Rehnquist was appointed by President Bush in August 2001. The position is considered nonpartisan.

Investigators on the Senate Finance Committee have said they have heard about questionable practices from dozens of people who work for the HHS inspector general's office.

Specifically, congressional aides said they have heard from credible sources that Rehnquist had an unloaded, service-issued 9 mm handgun in her office, even though she is not licensed to carry it, as well as a poster of a target in her office.

Sens. Chuck Grassley, R-Iowa, and Max Baucus, D-Mont., leaders of the Finance Committee, requested that the GAO do a complete management review. Grassley said he had heard "numerous allegations" from whistle-blowers in the inspector general's office.

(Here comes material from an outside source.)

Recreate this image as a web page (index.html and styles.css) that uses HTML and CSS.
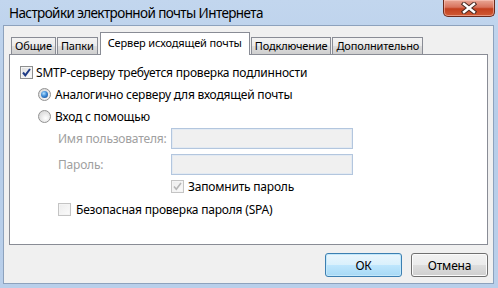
FILE: index.html
```html
<!DOCTYPE html>
<html lang="ru">
<head>
    <meta charset="UTF-8">
    <title>Настройки электронной почты Интернета</title>
    <link rel="stylesheet" href="styles.css">
</head>
<body>
    <div class="window">
        <div class="titlebar">
            <span class="title">Настройки электронной почты Интернета</span>
            <div class="close">
                <svg width="16" height="12" viewBox="0 0 16 12">
                    <path d="M3 2 L13 10 M13 2 L3 10" stroke="#4a2a22" stroke-width="4.4" stroke-linecap="square" fill="none"/>
                    <path d="M3 2 L13 10 M13 2 L3 10" stroke="#ffffff" stroke-width="2.4" stroke-linecap="square" fill="none"/>
                </svg>
            </div>
        </div>
        <div class="client">
            <div class="tabs">
                <div class="tab">Общие</div>
                <div class="tab">Папки</div>
                <div class="tab active">Сервер исходящей почты</div>
                <div class="tab">Подключение</div>
                <div class="tab">Дополнительно</div>
            </div>
            <div class="panel">
                <div class="row">
                    <span class="check">
                        <svg width="11" height="11" viewBox="0 0 11 11"><path d="M2 5.5 L4.3 8.3 L9 2" stroke="#1d3a85" stroke-width="2" fill="none"/></svg>
                    </span>
                    SMTP-серверу требуется проверка подлинности
                </div>
                <div class="row indent-1">
                    <span class="radio on"></span>
                    Аналогично серверу для входящей почты
                </div>
                <div class="row indent-1">
                    <span class="radio"></span>
                    Вход с помощью
                </div>
                <div class="field first">
                    <span class="field-label">Имя пользователя:</span>
                    <span class="input"></span>
                </div>
                <div class="field">
                    <span class="field-label">Пароль:</span>
                    <span class="input"></span>
                </div>
                <div class="row remember">
                    <span class="check disabled">
                        <svg width="11" height="11" viewBox="0 0 11 11"><path d="M2 5.5 L4.3 8.3 L9 2" stroke="#b5b5b5" stroke-width="1.6" fill="none"/></svg>
                    </span>
                    Запомнить пароль
                </div>
                <div class="row indent-2">
                    <span class="check disabled"></span>
                    Безопасная проверка пароля (SPA)
                </div>
            </div>
            <div class="buttons">
                <div class="btn default">ОК</div>
                <div class="btn">Отмена</div>
            </div>
        </div>
    </div>
</body>
</html>
```

FILE: styles.css
```css
* {
    margin: 0;
    padding: 0;
    box-sizing: border-box;
}

body {
    font-family: 'Noto Sans', sans-serif;
    font-size: 12px;
    letter-spacing: -0.2px;
    color: #000;
    overflow: hidden;
}

.window {
    width: 498px;
    height: 288px;
    display: flex;
    flex-direction: column;
    background: linear-gradient(#c2d6ee, #b6cde9 40%, #b9cfea);
}

.titlebar {
    height: 25px;
    display: flex;
    align-items: flex-start;
}

.title {
    font-size: 13.5px;
    letter-spacing: -0.6px;
    padding: 4px 0 0 9px;
    color: #000;
}

.close {
    margin-left: auto;
    margin-right: 3px;
    width: 52px;
    height: 17px;
    border: 1px solid #6b2a1c;
    border-top: none;
    border-radius: 0 0 5px 5px;
    background: linear-gradient(#e9a796, #d8735d 45%, #c3401f 55%, #cf5a34);
    box-shadow: inset 0 0 0 1px rgba(255, 210, 200, 0.5);
    display: flex;
    justify-content: center;
    align-items: center;
}

.client {
    flex: 1;
    margin: 0 4px 4px 3px;
    background-color: #f0f0f0;
    border: 1px solid #8da2bd;
    padding: 6px 5px 0 5px;
    display: flex;
    flex-direction: column;
}

.tabs {
    display: flex;
    align-items: flex-end;
    height: 22px;
    padding-left: 2px;
}

.tab {
    height: 17px;
    padding: 0 3px;
    margin-right: 1px;
    border: 1px solid #898c95;
    border-bottom: none;
    background: linear-gradient(#f3f3f3, #ebebeb 50%, #dddddd 51%, #cfcfcf);
    font-size: 11px;
    line-height: 16px;
    letter-spacing: -0.15px;
    white-space: nowrap;
}

.tab.active {
    height: 23px;
    margin-bottom: -1px;
    margin-left: 1px;
    padding: 0 7px;
    background: #fff;
    line-height: 20px;
    position: relative;
    z-index: 1;
}

.panel {
    height: 191px;
    background-color: #fff;
    border: 1px solid #898c95;
    padding: 6px 10px 0 10px;
}

.row {
    height: 22px;
    display: flex;
    align-items: center;
    gap: 3px;
    white-space: nowrap;
}

.indent-1 {
    padding-left: 18px;
    gap: 4px;
}

.indent-2 {
    padding-left: 38px;
    gap: 5px;
}

.remember {
    height: 23px;
    padding-left: 151px;
    gap: 4px;
}

.check {
    width: 13px;
    height: 13px;
    border: 1px solid #8e8f8f;
    background: linear-gradient(135deg, #dcdcdc, #ffffff);
    box-shadow: inset 0 0 0 1px #f4f4f4;
    display: flex;
    justify-content: center;
    align-items: center;
    flex-shrink: 0;
}

.check.disabled {
    border-color: #c4c4c4;
    background: linear-gradient(135deg, #ececec, #fbfbfb);
}

.radio {
    width: 13px;
    height: 13px;
    border-radius: 50%;
    border: 1px solid #929292;
    background: radial-gradient(circle at 60% 65%, #ffffff, #e4e4e4 55%, #cfcfcf);
    display: flex;
    justify-content: center;
    align-items: center;
    flex-shrink: 0;
}

.radio.on::after {
    content: '';
    width: 7px;
    height: 7px;
    border-radius: 50%;
    background: radial-gradient(circle at 40% 35%, #b4e2ff, #3d8ad6 45%, #103f86);
}

.field {
    height: 21px;
    display: flex;
    align-items: center;
    padding-left: 38px;
    margin-top: 5px;
}

.field.first {
    margin-top: 1px;
}

.field-label {
    width: 113px;
    color: #a0a0a0;
}

.input {
    width: 182px;
    height: 21px;
    background-color: #f0f0f0;
    border: 1px solid #b3c6de;
    box-shadow: inset 0 0 0 1px #e3eaf2;
}

.buttons {
    display: flex;
    justify-content: flex-end;
    gap: 9px;
    margin-top: 8px;
}

.btn {
    width: 77px;
    height: 24px;
    border: 1px solid #707070;
    border-radius: 3px;
    background: linear-gradient(#f2f2f2, #ebebeb 50%, #dddddd 51%, #cfcfcf);
    box-shadow: inset 0 0 0 1px #fbfbfb;
    display: flex;
    justify-content: center;
    align-items: center;
}

.btn.default {
    border-color: #3c7fb1;
    background: linear-gradient(#eaf6fd, #d9f0fc 50%, #bee6fd 51%, #a7d9f5);
    box-shadow: inset 0 0 0 1px #c3e8fb;
}
```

In a letter to the GAO last October, Rehnquist said she welcomed the review. "I am confident that your findings will further illustrate our many successes," she wrote.

Insiders have also complained about 19 senior-level staff changes since Rehnquist took over, including the departure of all six deputy inspectors general. All were due to involuntary retirement and reassignments, Grassley said, adding that five of the six former deputies had 30 years or more of experience apiece.

The GAO has also been investigating Rehnquist's decision to delay an audit into Florida's pension fund. That move assured that the audit wouldn't be released before election day last fall, when Bush was facing a tight race for re-election.

Internal HHS documents show that a draft audit would have been completed before Bush's re-election if the work had started on time. It was first scheduled to begin last April, but the governor's chief of staff called Rehnquist on April 15 to request a delay. Several postponements did delay the start for five months.

Rehnquist has said her decision to grant the delays "was based on the merits and not motivated by political reasons." A spokesman for the inspector general also argued that the audit would not have been completed by Election Day even if it had begun on time, though some documents suggest otherwise.

The issue may have been politically perilous for Bush, the president's brother. The Florida Board of Administration, which runs the pension fund, has been under scrutiny because it invested and lost $300 million in the bankrupt energy company Enron. The federal audit focused on whether the state properly accounted for U.S. contributions to the pension program.